What fixes are you talking about?
> There's also a difference
> in behavior in the very newest qemu packages that will require a libvirt update
> to address.
Yep, that's bug #516187 - that qemu change is only in 0.10.6, so that's not the problem here
(In reply to comment #3)
> Ritesh: could you attach the guest log file from /var/log/libvirt/qemu on the
> target host?
> You could also try running libvirtd on both sides with LIBVIRT_DEBUG and
> attaching those log files
Even when run in debug mode, things weren't different.
I didn't mention earlier that virt-manager would not allow me to migrate. I think you have a bugzilla for that.
I used virsh to migrate using qemu+tcp.
On the target, the VM gets migrated. virsh, on the target lists the VM. libvirtd shows that a process (with the same syntax) is created.
But as I said in this report, it is the VM that is frozen/dead/crashed.
I tried RHEL5, Debian kFreeBSD.
RHEL5 was frozen. I suspend the vga driver. RHEL5 was running in init 5.
For Debian kFreeBSD, I noticed that after migrate it would have reset itself and was at the FreeBSD Bootloader prompt. *BUT*, boot wouldn't proceed. So basically, the process is corrupt.
I suspect it could be the video driver that qemu is trying to emulate.
BTW, in good old qemu, Alt + 2 worked. How do I emulate the same in virsh/virt-manager ?
Created attachment 357529 [details]
A shared storage was used to host the VM image files, which was accessible with both the physical hosts.
To keep things simple to be sure that it was a real bug, svirt was disabled in this test.
The only kvm relevant messages I can find on the machine is this:
kvm: 8243: cpu0 unimplemented perfctr wrmsr: 0x186 data 0x130079
kvm: 8243: cpu0 unimplemented perfctr wrmsr: 0xc1 data 0xffdf7146
kvm: 8243: cpu0 unimplemented perfctr wrmsr: 0x186 data 0x530079
Created attachment 357530 [details]
(In reply to comment #3)
> (In reply to comment #1)
> > What specific version of the qemu and libvirt packages are you running? The
> > versions that shipped with F-11 had a number of migration problems, which
> > should be fixed in the versions in updates-testing.
> What fixes are you talking about?
The ones that went in (the F-11) package here:
* Tue May 12 2009 Mark McLoughlin <firstname.lastname@example.org> - 2:0.10.4-1
- Update to 0.10.4
- Fix yet more qcow2 corruption (#498405)
- AIO cancellation fixes (#497170)
- Fix VPC image size overflow (#491981)
- Fix oops with 2.6.25 virtio guest (#470386)
- Enable pulseaudio driver (#495964, #496627)
- Fix cpuid initialization
- Fix HPET emulation
- Fix storage hotplug error handling
- Migration fixes
- Block range checking fixes
- Make PCI config status register read-only
- Handle newer Xorg keymap names
- Don't leak memory on NIC hot-unplug
- Hook up keypad keys for qemu console emulation
- Correctly run on kernels lacking mmu notifiers
- Support DDIM option ROMs
- Fix PCI NIC error handling
That was shipped post F-11 GA, so I wasn't sure if he was still using the GA packages or not. Apparently not, so it's got to be something else.

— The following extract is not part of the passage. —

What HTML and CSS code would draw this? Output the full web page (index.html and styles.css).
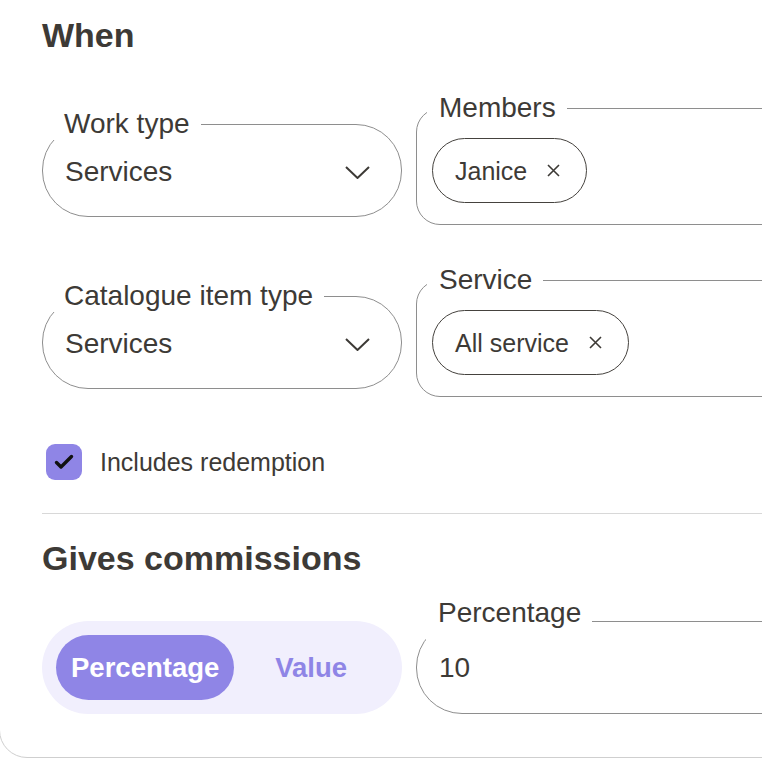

Okay, no real idea what the problem here is, it needs someone to dig down into it
Thanks for the data
Apart from the kernel messages (which I think is safe to ignore), I am not sure where to start with.
The emulator IMO is not frozen/hung because in the kFreeBSD example, it did accept the key press and then froze.
Okay!! Just to re-cap.
* I'm omitting the RHEL5 VM Migration because I couldn't find much info on what really happened with its state.
* On the kFreeBSD VM, upon Migration (which is reported as Successful on the source), on the target host the VM's OS had been reset. It was at the boot loader prompt. So actually, the migration had failed. And, proceeding further from that state also failed, which would mean that the process also was garbage.
So, it looks like a migration problem, where it does migrate the process, but then corrupts it.
One route to get further with this is to try and reproduce without libvirt
http://wiki.libvirt.org/page/QEMUSwitchToLibvirt might be of some help
If we can reproduce without libvirt, it'll help us narrow down the problem
Ritesh - any updates here, or will you just be waiting for RHEL 6 now? Will close based on that - please re-open if needed.